Antes de leer la Historia de la pintura italiana de Stendhal, mi principal obsesión cuando pensaba en visitar el Vaticano por primera vez era, naturalmente, la Capilla Sixtina. En esto no soy muy original, seguramente le pase lo mismo al 98% del género humano. Hay que ir a Roma, pero hay que ir a Roma habiendo leído a Stendhal. Por lo menos, sus Paseos. Pisa uno las estancias de Rafael en el Vaticano antes de estar allí. Stendhal nos pone sobre aviso. En las estancias de Rafael descubrí algo, que aun hoy, dos años después, no soy capaz, en realidad, de describir. La palabra inefable, tan lorquiana, consigue desentrañar la paradoja de ponerle un nombre cierto, preciso, claro, a lo que no se puede verbalizar. La intimidad de un hogar aún perdura impregnada en las paredes de los aposentos de Julio II en el Palacio Apostólico, a pesar de que ya hoy sólo sea un corredor hollado por las suelas de millones de turistas. Y esa intimidad, ese calor, por así decirlo, se desprende desde las chimeneas delineadas en los muros decorados por uno de los más grandes seres humanos que han existido, el chico de Urbino. Visité sus estancias con la misma edad con la que Rafael las pintó: el sentimiento de aplastamiento fue total. Las estancias, que están llenas de prodigios, me deslumbraron, sobre todo, por la habilidad para interpretar tipos humanos que exhibe Rafael en cada una de las escenas. Una de las que más me impresionó fue la Liberación de San Pedro.

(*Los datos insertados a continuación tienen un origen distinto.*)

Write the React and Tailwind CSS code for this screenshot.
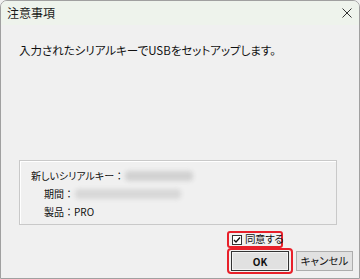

Aquí estamos ante una viñeta. Sintetiza, o me lo parece, la historia del cristianismo, encarnada por San Pedro, naturalmente, la piedra sobre la que Cristo levantó su Iglesia. Enjaulada por el poder terrenal de Roma y aprisionada por la cárcel dogmática de la matriz judía, la nueva fe, híbrido imposible para un pagano virtuoso entre Atenas y Jerusalén, escapa de la mirada cruel de sus captores con la ayuda inefable de las Alturas.
Aquí ya está el claroscuro de Caravaggio y esa desnudez tenebrosa de la pintura barroca. Hay muy poco artificio y en cambio, un exuberante modo de contar, un derroche narrativo absoluto sacando el máximo partido de la concisión de los colores utilizados. No sólo debe ser muy difícil pintar después de esto, también resulta absurdo escribir después de la historia que cuenta aquí Rafael. Es como si se hubiera propuesto comentar a Platón resolviendo su teoría de la caverna, haciendo de Cristo el emancipador de los hombres, el que los saca de la oscuridad portando la antorcha de lo bueno, de lo bello y de lo justo. La luz es la protagonista de toda la escena, de la que mana todo. Envuelve al ángel como un fuego que alumbra la noche de la Humanidad, encarnada en San Pedro, que baja aturdido las escaleras, de pronto un hombre nuevo, porque es libre. Cristo libera, dice Rafael aquí.
Hay algo que lo aplana a uno y que lo hace sentir una hoja de otoño pisoteada que cruje, y es saber que esto lo hizo Rafael con treinta años. Stendhal deseó ser un tirano omnipotente sólo para poder ver el Coliseo a placer, para él solo, sin que nadie lo molestase. Yo deseé lo mismo en las estancias de Rafael, llenas de japoneses con sus estúpidos banderines. Sin embargo, incluso el hacinamiento humano resulta inconveniente menor cuando se puede estar vivo en este mundo lleno de maravillosos tesoros; nuestra horrible y fea época, al menos, tiene como beneficio poder comprar un billete de avión barato, alquilar una buena casa romana, también barata, e ir caminando un día muy soleado y muy caluroso de noviembre a admirar una gloria que sólo el ingenio humano, tan denostado ahora, es capaz de crear.